La travailleuse sociale trouve dommage que la bataille se soit rendue jusque devant les tribunaux. « On l’a fait par dépit, parce qu’on trouve que c’est une décision politique logique que de donner accès aux garderies aux demandeurs d’asile. »
Tout a commencé en 2018, à la suite d’une réinterprétation de l’article 3 du Règlement sur la contribution réduite de la Loi sur les services de garde éducatifs à l’enfance. Jusque-là, l’accès aux garderies à 8,50 $ par jour était notamment octroyé à toute personne titulaire d’un « permis de travail et [qui] séjourne au Québec principalement afin d’y travailler ». Du jour au lendemain, le gouvernement libéral d’alors avait décidé que les demandeurs d’asile n’étaient pas ici « principalement » pour travailler et les avait exclus de la définition.
Le Comité Accès garderie avait porté la cause devant les tribunaux et, en mai 2022, la Cour supérieure du Québec avait donné raison aux demandeurs d’asile, reconnaissant que le gouvernement du Québec n’avait pas les pouvoirs de réinterpréter un article du règlement sur la contribution réduite dans les services de garde. Quelques semaines plus tard, Québec portait la décision en appel.
Cinq ans sans accès
Cinq ans après que les demandeurs d’asile ont perdu l’accès aux garderies à 8,50 $ et aux versements anticipés du crédit d’impôt pour frais de garde, le Collectif Accès garderie ne comprend toujours pas la « logique » de ce choix. « On dirait que le gouvernement sentait le besoin d’exclure une partie de la population de cette liste pour pouvoir dire que les places sont octroyées plus rapidement. C’est dommage que les demandeurs d’asile fassent les frais des problèmes de notre système de service de garde », a indiqué Mme Poisson.

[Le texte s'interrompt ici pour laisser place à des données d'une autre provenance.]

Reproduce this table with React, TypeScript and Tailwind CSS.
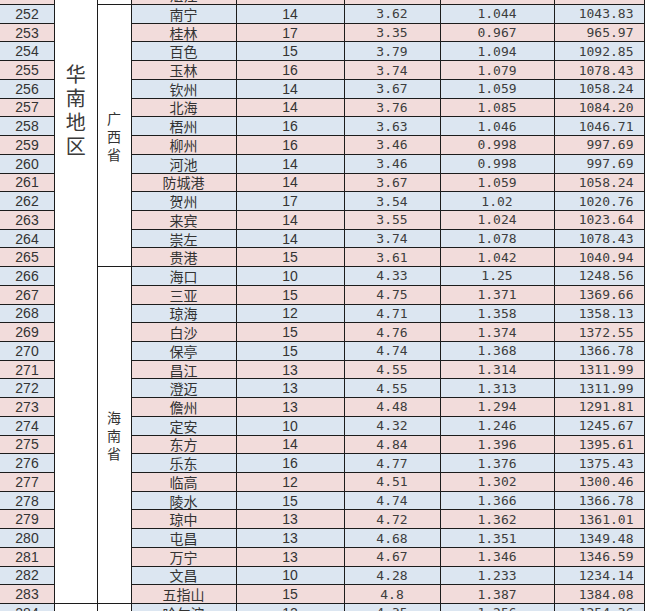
import React from "react";

type Row = [number, string, string, string, string, string];

const rows: Row[] = [
  [251, "湛江", "14", "3.91", "1.125", "1124.67"],
  [252, "南宁", "14", "3.62", "1.044", "1043.83"],
  [253, "桂林", "17", "3.35", "0.967", "965.97"],
  [254, "百色", "15", "3.79", "1.094", "1092.85"],
  [255, "玉林", "16", "3.74", "1.079", "1078.43"],
  [256, "钦州", "14", "3.67", "1.059", "1058.24"],
  [257, "北海", "14", "3.76", "1.085", "1084.20"],
  [258, "梧州", "16", "3.63", "1.046", "1046.71"],
  [259, "柳州", "16", "3.46", "0.998", "997.69"],
  [260, "河池", "14", "3.46", "0.998", "997.69"],
  [261, "防城港", "14", "3.67", "1.059", "1058.24"],
  [262, "贺州", "17", "3.54", "1.02", "1020.76"],
  [263, "来宾", "14", "3.55", "1.024", "1023.64"],
  [264, "崇左", "14", "3.74", "1.078", "1078.43"],
  [265, "贵港", "15", "3.61", "1.042", "1040.94"],
  [266, "海口", "10", "4.33", "1.25", "1248.56"],
  [267, "三亚", "15", "4.75", "1.371", "1369.66"],
  [268, "琼海", "12", "4.71", "1.358", "1358.13"],
  [269, "白沙", "15", "4.76", "1.374", "1372.55"],
  [270, "保亭", "15", "4.74", "1.368", "1366.78"],
  [271, "昌江", "13", "4.55", "1.314", "1311.99"],
  [272, "澄迈", "13", "4.55", "1.313", "1311.99"],
  [273, "儋州", "13", "4.48", "1.294", "1291.81"],
  [274, "定安", "10", "4.32", "1.246", "1245.67"],
  [275, "东方", "14", "4.84", "1.396", "1395.61"],
  [276, "乐东", "16", "4.77", "1.376", "1375.43"],
  [277, "临高", "12", "4.51", "1.302", "1300.46"],
  [278, "陵水", "15", "4.74", "1.366", "1366.78"],
  [279, "琼中", "13", "4.72", "1.362", "1361.01"],
  [280, "屯昌", "13", "4.68", "1.351", "1349.48"],
  [281, "万宁", "13", "4.67", "1.346", "1346.59"],
  [282, "文昌", "10", "4.28", "1.233", "1234.14"],
  [283, "五指山", "15", "4.8", "1.387", "1384.08"],
  [284, "哈尔滨", "12", "4.35", "1.256", "1254.36"],
];

const sans = "font-['Liberation_Sans',Arial,sans-serif]";
const mono = "font-['DejaVu_Sans_Mono','Liberation_Mono',monospace]";
const cjk = "font-['Noto_Sans_CJK_SC','Noto_Sans',sans-serif]";

function VChars({ text, className }: { text: string; className: string }) {
  return (
    <div className={`flex flex-col items-center ${className}`}>
      {text.split("").map((c, i) => (
        <span key={i}>{c}</span>
      ))}
    </div>
  );
}

export default function App() {
  return (
    <div className="w-[648px] h-[611px] overflow-hidden bg-white">
      <div className="mt-[-13.7px] w-fit grid grid-cols-[54px_41.5px_33px_104px_107px_95px_113px_89px] grid-rows-[repeat(34,17.72px)] gap-px bg-[#1c1c1c] pr-px text-[#333]">
        {/* region column */}
        <div className="col-start-2 row-start-1 row-span-33 bg-white flex justify-center pt-[76px]">
          <VChars text="华南地区" className={`${cjk} text-[20px] leading-[24px] text-[#3a3a3a]`} />
        </div>
        <div className="col-start-2 row-start-34 bg-white" />
        {/* province column */}
        <div className="col-start-3 row-start-1 bg-white" />
        <div className="col-start-3 row-start-2 row-span-14 bg-white flex items-center justify-center">
          <VChars text="广西省" className={`${cjk} text-[14px] leading-[18px]`} />
        </div>
        <div className="col-start-3 row-start-16 row-span-18 bg-white flex items-center justify-center">
          <VChars text="海南省" className={`${cjk} text-[14px] leading-[18px]`} />
        </div>
        <div className="col-start-3 row-start-34 bg-white" />

        {rows.map((r) => {
          const bg = r[0] % 2 === 0 ? "bg-[#dce6f1]" : "bg-[#f2dcdb]";
          return (
            <React.Fragment key={r[0]}>
              <div className={`${bg} ${sans} text-[14px] flex items-center justify-center leading-none`}>{r[0]}</div>
              <div className={`${bg} ${cjk} text-[14px] flex items-center justify-center leading-none`}>{r[1]}</div>
              <div className={`${bg} ${sans} text-[14px] flex items-center justify-center leading-none`}>{r[2]}</div>
              <div className={`${bg} ${mono} text-[13px] flex items-center justify-center leading-none text-[#3d3d3d]`}>{r[3]}</div>
              <div className={`${bg} ${mono} text-[13px] flex items-center justify-center leading-none text-[#3d3d3d]`}>{r[4]}</div>
              <div className={`${bg} ${mono} text-[13px] flex items-center justify-end pr-[10px] leading-none text-[#3d3d3d]`}>{r[5]}</div>
            </React.Fragment>
          );
        })}
      </div>
    </div>
  );
}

Pour elle, il est tout aussi dommage de ne pas faciliter l’accès au marché du travail aux demandeurs d’asile qui obtiennent très rapidement — en environ un mois — leur permis de travail. « Ce sont des gens qui parlent français ou anglais la plupart du temps et qui ont des compétences à offrir. On est en pénurie », fait valoir Maryse Poisson. L’accès aux garderies est aussi très utile pour permettre la francisation, ajoute-t-elle. « On peut juste y gagner. »
Elle dit connaître une demandeuse d’asile qui est payée pour être aide-éducatrice dans une garderie… qui lui demande 40 $ par jour pour garder son unique enfant. « Son salaire y passe, c’est absurde », souligne Mme Poisson.
« On est bloqués »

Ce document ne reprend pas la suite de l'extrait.